Interesting? He had to be kidding. I sounded like the bomb, if I must say, and apparently I must.

But I didn’t. I denied it like Peter on Good Friday morning. “I’m not actually a theologian.”

I hate it when women dumb down for a man, and yet . . .

“I did most of my training at Great Lakes Theological Seminary, but in psychology,” I said, appalled at myself.

A seminary degree automatically made me a theologian in most people’s minds. Still. Did I have to act like I didn’t know the sixty-six books of the Bible?

“In fact,” I added, like an even bigger idiot, “calling me a forensic psychologist is a stretch.”

“Are you, or are you not a forensic psychologist?” He had a challenging gleam in his eyes.

“I am, but . . . ” I tried to decide if he would consider me a forensic psychologist based on whatever nebulous definition he may have. I spent my workdays administering tests to inmates at the county jail, writing my reports, and testifying in court. I’d studied crime-scene photos, but had never been on-site. I hated that I felt defensive standing there sweating and discrediting my own hard-earned skills. All because he was prettier than me.

He cocked his head to the side and regarded me with eyes teasing. “I consult with forensic psychologists on occasion. You’re welcome to join us,” he said. “Or not.”

With that he fairly dismissed me, and I could tell he had read me like the Bible on Easter. He might as well have called me ’fraidy cat to my face. I didn’t appreciate his attitude.

“I’ll have a look,” I said, trying to sound cool. Frankly, I’d rather have him extract my back molars than go into that house of horrors. My fascination with true crime was one thing. It even extended to taking a few post-graduate criminology classes. But being knee deep in the dead? I’d just as soon leave that to Carly. Yet I wouldn’t let him see me punk out. I’m tough. I’m Bell Brown. If Carly could be cool in there, so could I. We came from good stock. Strong black women.

“I’m going in,” Carly said, sounding bored. She went to her SUV and grabbed her kit out of the rear of the car, punctuating the quiet evening with a soft thud as she closed the hatchback. She walked to the front door of the house without us, where a uniformed officer nodded a greeting. He moved a piece of yellow crime scene tape over so she could enter.

Detective Jazz Brown sized me up for a few more moments and smiled like a sated cat. He stretched out his arm, but his eyes still mocked. When I moved to his side, he placed a hand at the small of my back, guiding me to the front porch. I felt a tingle at his touch. He leaned in and whispered to me, “You have five minutes, Doctor Bell Brown. And don’t contaminate my crime scene.”

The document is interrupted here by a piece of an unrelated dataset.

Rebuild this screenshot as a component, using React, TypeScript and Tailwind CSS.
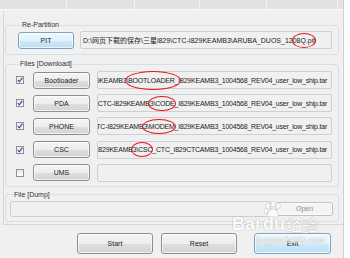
import React from "react";

type Kind = "normal" | "blue" | "disabled";

function Btn({
  children,
  kind = "normal",
  className = "",
}: {
  children: React.ReactNode;
  kind?: Kind;
  className?: string;
}) {
  const styles: Record<Kind, string> = {
    normal:
      "border-[#8e8e8e] bg-[linear-gradient(to_bottom,#f5f5f5_0%,#ededed_50%,#dfdfdf_51%,#d3d3d3_100%)] text-[#1c1c1c]",
    blue: "border-[#7aa3c4] bg-[linear-gradient(to_bottom,#eff8fd_0%,#e2f2fb_50%,#cfe9f8_51%,#bcdff3_100%)] text-[#1c1c1c]",
    disabled: "border-[#bdc1c4] bg-[#f4f4f4] text-[#8d8d8d]",
  };
  return (
    <div
      className={`flex shrink-0 items-center justify-center rounded-[3px] border shadow-[inset_0_0_0_1px_rgba(255,255,255,0.7)] ${styles[kind]} ${className}`}
    >
      {children}
    </div>
  );
}

function Ellipse({
  children,
  big = false,
}: {
  children: React.ReactNode;
  big?: boolean;
}) {
  return (
    <span className="relative">
      {children}
      {big ? (
        <span className="absolute -left-[1px] -right-[6px] -top-[6px] -bottom-[6px] rounded-[50%] border-[1.5px] border-[#e3151d]" />
      ) : (
        <span className="absolute -left-[5px] -right-[1px] -top-[4px] -bottom-[4px] rounded-[50%] border-[1.5px] border-[#e3151d]" />
      )}
    </span>
  );
}

function Check({ checked }: { checked: boolean }) {
  return (
    <div className="flex h-[8px] w-[8px] shrink-0 items-center justify-center border border-[#8f9091] bg-[linear-gradient(to_bottom,#e9e9e9,#fbfbfb)]">
      {checked && (
        <svg width="6" height="6" viewBox="0 0 6 6">
          <path d="M0.8 3.2 L2.3 4.8 L5.3 0.8" fill="none" stroke="#2f4f9c" strokeWidth="1.2" />
        </svg>
      )}
    </div>
  );
}

const PREFIX = "D:\\网页下载的保存\\三星i829\\CTC-I829KEAMB3";

const rows = [
  { label: "Bootloader", checked: true, mark: "\\BOOTLOADER", big: true, suffix: "_I829KEAMB3_1004568_REV04_user_low_ship.tar" },
  { label: "PDA", checked: true, mark: "\\CODE", big: false, suffix: "_I829KEAMB3_1004568_REV04_user_low_ship.tar" },
  { label: "PHONE", checked: true, mark: "\\MODEM", big: false, suffix: "_I829KEAMB3_1004568_REV04_user_low_ship.tar" },
  { label: "CSC", checked: true, mark: "\\CSC", big: false, suffix: "_CTC_I829CTCAMB3_1004568_REV04_user_low_ship.tar" },
];

export default function App() {
  return (
    <div className="relative flex h-[258px] w-[350px] overflow-hidden bg-[#f0f0f0] font-['Liberation_Sans','Noto_Sans_CJK_SC',sans-serif] text-[7px] leading-[9px] text-[#1c1c1c]">
      {/* left main column */}
      <div className="flex w-[344px] shrink-0 flex-col border-r border-[#cfcfcf]">
        {/* top strip */}
        <div className="flex h-[10px] shrink-0 border-b border-[#fafafa] bg-[#e2e2e2]">
          <div className="w-[67px] border-r border-[#f4f4f4]" />
          <div className="w-[68px] border-r border-[#f4f4f4]" />
          <div className="w-[65px] border-r border-[#f4f4f4]" />
          <div className="w-[67px] border-r border-[#f4f4f4]" />
          <div className="w-[71px] border-r border-[#f4f4f4]" />
        </div>
        <div className="h-[1px] shrink-0" />
        {/* panel */}
        <div className="ml-[3px] flex h-[214px] w-[340px] shrink-0 flex-col border-l border-b border-[#d6d6d6] pl-[1px] pr-[4px]">
          {/* Re-Partition */}
          <fieldset className="mt-[9px] min-w-0 rounded-[3px] border border-[#d5dfe5] pb-[5px] pl-[12px] pr-[6px]">
            <legend className="ml-[3px] px-[1px] leading-[10px] text-[#303030]">Re-Partition</legend>
            <div className="mt-[1px] flex items-center gap-[6px]">
              <Btn kind="blue" className="h-[17px] w-[56px]">PIT</Btn>
              <div className="flex h-[18px] min-w-0 flex-1 items-center overflow-x-clip whitespace-nowrap rounded-[2px] border border-[#ccd0d4] bg-[#f0f0f0] pl-[2px]">
                <span>
                  {PREFIX}\ARUBA_DUOS_120<Ellipse>8Q.pit</Ellipse>
                </span>
              </div>
            </div>
          </fieldset>

          {/* Files [Download] */}
          <fieldset className="mt-[4px] min-w-0 rounded-[3px] border border-[#d5dfe5] pb-[4px] pl-[10px] pr-[6px]">
            <legend className="ml-[3px] px-[1px] leading-[10px] text-[#303030]">Files [Download]</legend>
            <div className="mt-[2px] flex flex-col gap-[5.2px]">
              {rows.map((r) => (
                <div key={r.label} className="flex h-[18px] min-w-0 items-center">
                  <Check checked={r.checked} />
                  <Btn className="ml-[9px] h-[17px] w-[57px]">{r.label}</Btn>
                  <div className="ml-[7px] flex h-[18px] min-w-0 flex-1 items-center justify-end overflow-x-clip whitespace-nowrap rounded-[2px] border border-[#ccd0d4] bg-[#f0f0f0] pr-[4px]">
                    <span className="shrink-0 tracking-[-0.22px]">
                      {PREFIX}
                      <Ellipse big={r.big}>{r.mark}</Ellipse>
                      {r.suffix}
                    </span>
                  </div>
                </div>
              ))}
              <div className="flex h-[18px] items-center">
                <Check checked={false} />
                <Btn className="ml-[9px] h-[17px] w-[57px]">UMS</Btn>
                <div className="ml-[7px] h-[18px] min-w-0 flex-1 rounded-[2px] border border-[#ccd0d4] bg-[#f0f0f0]" />
              </div>
            </div>
          </fieldset>

          {/* File [Dump] */}
          <fieldset className="mt-[3px] min-w-0 rounded-[3px] border border-[#d5dfe5] pb-[4px] pl-[4px] pr-[5px]">
            <legend className="ml-[3px] px-[1px] leading-[10px] text-[#303030]">File [Dump]</legend>
            <div className="mt-[1px] flex items-center gap-[5px]">
              <div className="h-[16px] min-w-0 flex-1 rounded-[2px] border border-[#ccd0d4] bg-[#f0f0f0]" />
              <Btn kind="disabled" className="h-[14px] w-[57px]">Open</Btn>
            </div>
          </fieldset>
        </div>

        {/* bottom buttons */}
        <div className="mt-[8px] flex pl-[77px]">
          <Btn className="h-[21px] w-[76px]">Start</Btn>
          <Btn className="ml-[8px] h-[21px] w-[76px]">Reset</Btn>
          <Btn kind="blue" className="ml-[17px] h-[21px] w-[77px]">Exit</Btn>
        </div>
      </div>
      <div className="flex-1 bg-white" />

      {/* Baidu watermark */}
      <div className="pointer-events-none absolute left-[232px] top-[200px] h-[50px] w-[92px] text-white opacity-80">
        <svg className="absolute left-[31px] top-[1px]" width="20" height="17" viewBox="0 0 20 17">
          <g fill="#ffffff" stroke="#c9c9c9" strokeWidth="0.8">
            <ellipse cx="5" cy="5" rx="2.3" ry="3" />
            <ellipse cx="10" cy="3.2" rx="2.3" ry="3" />
            <ellipse cx="15" cy="5" rx="2.3" ry="3" />
            <ellipse cx="3" cy="10" rx="2" ry="2.4" />
            <path d="M10 8 C13 8 17 13 15 15.5 C13.5 16.8 11.5 15.8 10 15.8 C8.5 15.8 6.5 16.8 5 15.5 C3 13 7 8 10 8 Z" />
          </g>
        </svg>
        <div className="absolute left-0 top-[15px] flex items-end font-['Liberation_Sans',sans-serif] text-[18px] font-bold leading-[18px] [text-shadow:0_0_1px_#a8a8a8,0_0_1px_#a8a8a8]">
          <span>Bai</span>
          <span className="ml-[3px]">du</span>
          <span className="ml-[1px] font-['Noto_Sans_CJK_SC',sans-serif] text-[16px] font-normal">经验</span>
        </div>
        <div className="absolute left-[24px] top-[36px] font-['Liberation_Sans',sans-serif] text-[8.5px] leading-[9px] [text-shadow:0_0_1px_#a8a8a8,0_0_1px_#a8a8a8]">
          jingyan.baidu.com
        </div>
      </div>
    </div>
  );
}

What have I gotten myself into?

I should have stayed home washing down a few chilidogs with a diet cola and in the privacy of my bedroom watched the bad guys get caught. Now I was about to walk into a real crime scene with a gorgeous, arrogant detective who had a slight attitude that both annoyed and attracted me. And I had to prove myself.

Fine. I knew all about suicides. How hard could it be? I’d give the man one competent, professional insight. Five minutes. Show him what I’m made of, then get the heck out of there and never see those delicious brown eyes of his again.

I said a silent prayer. Lord, let me help in some way, however small.

With that simple prayer, the trouble began.